Secondly, the mathematical analysis. In a true weight merge, every parameter in the new model lies along a straight line between the two source models. Nex evaluated this consistency across all 60 layers and found a collinearity score of 0.993. Two unrelated models with their parameters in the same space would score nearly zero by chance. Achieving 0.993 across all layers indicates a significant correlation. The mixing ratio held stable at α ≈ 0.571.

This implies that the model was predominantly composed of 60% Nex, with the remainder attributed to the base Qwen model.

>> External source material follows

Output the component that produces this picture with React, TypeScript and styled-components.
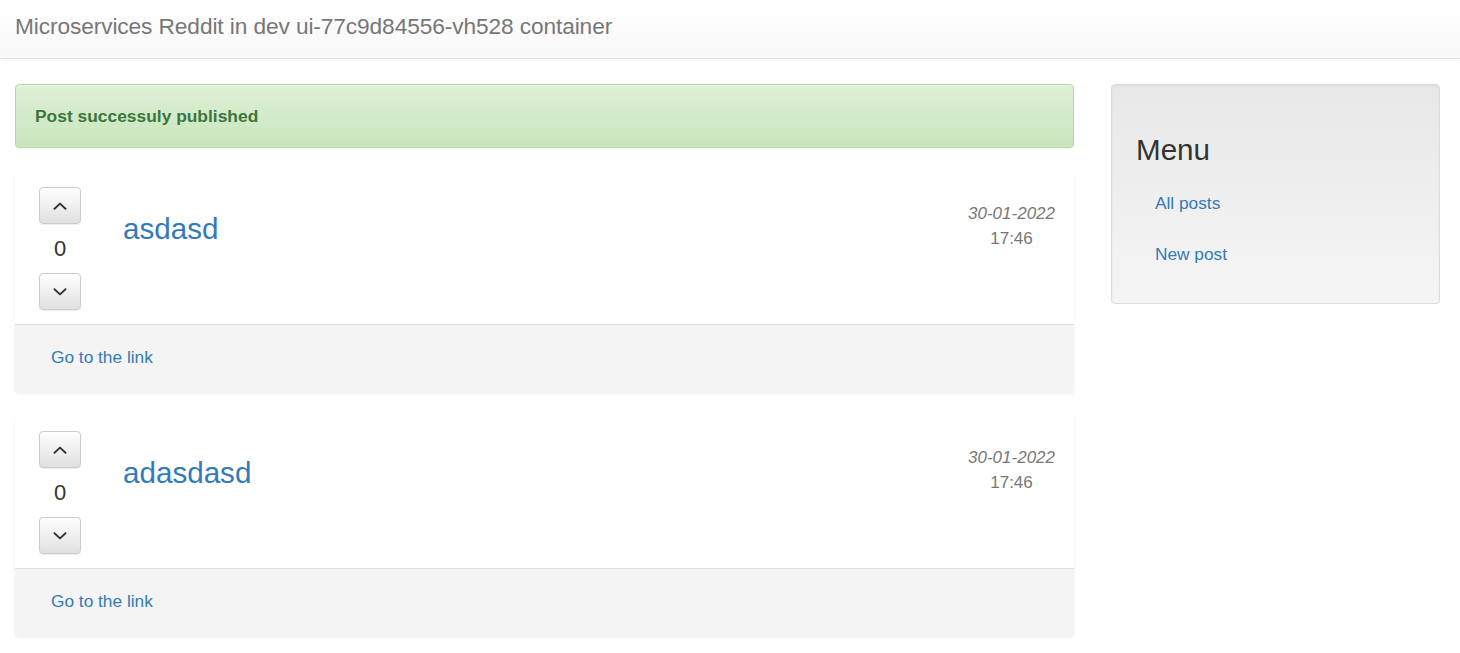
import React from "react";
import styled, { createGlobalStyle } from "styled-components";

const GlobalStyle = createGlobalStyle`
  html, body {
    margin: 0;
    padding: 0;
    background: #fff;
    font-family: "Liberation Sans", Arial, Helvetica, sans-serif;
    font-size: 16px;
    color: #333;
  }
  * { box-sizing: border-box; }
`;

const posts = [
  { id: 1, title: "asdasd", votes: 0, date: "30-01-2022", time: "17:46" },
  { id: 2, title: "adasdasd", votes: 0, date: "30-01-2022", time: "17:46" },
];

export default function App() {
  return (
    <>
      <GlobalStyle />
      <Navbar>
        <Brand href="#">Microservices Reddit in dev ui-77c9d84556-vh528 container</Brand>
      </Navbar>
      <Layout>
        <Main>
          <Alert>Post successuly published</Alert>
          {posts.map((p) => (
            <Post key={p.id}>
              <PostBody>
                <Votes>
                  <VoteButton aria-label="upvote">
                    <Chevron dir="up" />
                  </VoteButton>
                  <VoteCount>{p.votes}</VoteCount>
                  <VoteButton aria-label="downvote">
                    <Chevron dir="down" />
                  </VoteButton>
                </Votes>
                <Title href="#">{p.title}</Title>
                <DateBox>
                  <DateText>{p.date}</DateText>
                  <TimeText>{p.time}</TimeText>
                </DateBox>
              </PostBody>
              <PostFooter>
                <Link href="#">Go to the link</Link>
              </PostFooter>
            </Post>
          ))}
        </Main>
        <Side>
          <Well>
            <MenuTitle>Menu</MenuTitle>
            <MenuList>
              <li>
                <Link href="#">All posts</Link>
              </li>
              <li>
                <Link href="#">New post</Link>
              </li>
            </MenuList>
          </Well>
        </Side>
      </Layout>
    </>
  );
}

function Chevron({ dir }: { dir: "up" | "down" }) {
  return (
    <svg width="14" height="8" viewBox="0 0 14 8" fill="none">
      <path
        d={dir === "up" ? "M1.5 6.8 L7 1.6 L12.5 6.8" : "M1.5 1.2 L7 6.4 L12.5 1.2"}
        stroke="#333"
        strokeWidth="1.9"
        strokeLinecap="round"
        strokeLinejoin="round"
      />
    </svg>
  );
}

const Navbar = styled.nav`
  height: 59px;
  display: flex;
  align-items: center;
  padding: 0 15px 6px;
  background: linear-gradient(to bottom, #ffffff 0%, #f8f8f8 100%);
  border-bottom: 1px solid #e3e3e3;
  box-shadow: inset 0 1px 0 rgba(255, 255, 255, 0.15), 0 1px 5px rgba(0, 0, 0, 0.06);
`;

const Brand = styled.a`
  color: #777;
  font-size: 22.7px;
  letter-spacing: -0.1px;
  text-decoration: none;
`;

const Layout = styled.div`
  display: grid;
  grid-template-columns: 1059px 329px;
  column-gap: 37px;
  padding: 25px 15px 0;
`;

const Main = styled.div`
  display: flex;
  flex-direction: column;
`;

const Alert = styled.div`
  height: 64px;
  display: flex;
  align-items: center;
  padding: 0 19px;
  margin-bottom: 24px;
  border: 1px solid #b2dba1;
  border-radius: 4px;
  background: linear-gradient(to bottom, #dff0d8 0%, #c8e5bc 100%);
  color: #3c763d;
  font-weight: bold;
  font-size: 17.4px;
  box-shadow: inset 0 1px 0 rgba(255, 255, 255, 0.25), 0 1px 2px rgba(0, 0, 0, 0.05);
`;

const Post = styled.div`
  margin-bottom: 23px;
  border-radius: 4px;
  box-shadow: 0 1px 3px rgba(0, 0, 0, 0.07);
  background: #fff;
`;

const PostBody = styled.div`
  height: 153px;
  display: flex;
  align-items: flex-start;
  padding: 15px 19px 0 24px;
  border-bottom: 1px solid #dddddd;
`;

const Votes = styled.div`
  width: 42px;
  display: flex;
  flex-direction: column;
  align-items: center;
`;

const VoteButton = styled.button`
  width: 42px;
  height: 37px;
  padding: 0;
  display: flex;
  align-items: center;
  justify-content: center;
  border: 1px solid #ccc;
  border-radius: 4px;
  background: linear-gradient(to bottom, #ffffff 0%, #e0e0e0 100%);
  box-shadow: inset 0 1px 0 rgba(255, 255, 255, 0.15), 0 1px 1px rgba(0, 0, 0, 0.075);
  cursor: pointer;
`;

const VoteCount = styled.div`
  height: 49px;
  display: flex;
  align-items: center;
  justify-content: center;
  font-size: 22px;
  color: #333;
`;

const Title = styled.a`
  margin: 22px 0 0 42px;
  font-size: 29.6px;
  line-height: 40px;
  color: #337ab7;
  text-decoration: none;
  flex: 1;
`;

const DateBox = styled.div`
  margin-top: 14px;
  display: flex;
  flex-direction: column;
  align-items: center;
  color: #777;
  font-size: 17px;
  line-height: 25px;
`;

const DateText = styled.em``;

const TimeText = styled.span``;

const PostFooter = styled.div`
  height: 68px;
  display: flex;
  align-items: center;
  padding: 0 36px 4px;
  background: #f4f4f4;
  border-radius: 0 0 4px 4px;
`;

const Link = styled.a`
  color: #337ab7;
  font-size: 17.3px;
  text-decoration: none;
`;

const Side = styled.aside``;

const Well = styled.div`
  height: 220px;
  padding: 46px 24px 0;
  border: 1px solid #dcdcdc;
  border-radius: 4px;
  background: linear-gradient(to bottom, #e8e8e8 0%, #f5f5f5 100%);
  box-shadow: inset 0 1px 3px rgba(0, 0, 0, 0.05), 0 1px 0 rgba(255, 255, 255, 0.1);
`;

const MenuTitle = styled.h3`
  margin: 0 0 24px;
  font-size: 29.6px;
  font-weight: normal;
  line-height: 38px;
  color: #333;
`;

const MenuList = styled.ul`
  list-style: none;
  margin: 0;
  padding: 0 0 0 19px;
  display: flex;
  flex-direction: column;
  gap: 30px;

  li {
    line-height: 20px;
  }
`;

"Every weight tensor in Rio is, to thousands of standard deviations, the same 0.6/0.4 blend of Nex and Qwen—across all 60 layers and every component of the network," stated Nex. "There is no innocent explanation."

Source: Nex Ecosystem

Moreover, the performance statistics told a less favorable story. Nex N2 Pro, released shortly before Rio 3.5, achieved a score of 75.3% on Terminal-Bench 2.1, which is higher than Rio's 70.8%. On GDPval, an economic forecasting benchmark rated as an Elo-style rating, Nex scored 1,585 compared to Rio's 1,533. If Rio is indeed 60% Nex, it would be expected to score lower than Nex on its own benchmarks, which it did.

Source: Nex Ecosystem

IplanRIO's Response

IplanRIO subsequently revised the Hugging Face model card, removing the benchmark table and updating the attribution.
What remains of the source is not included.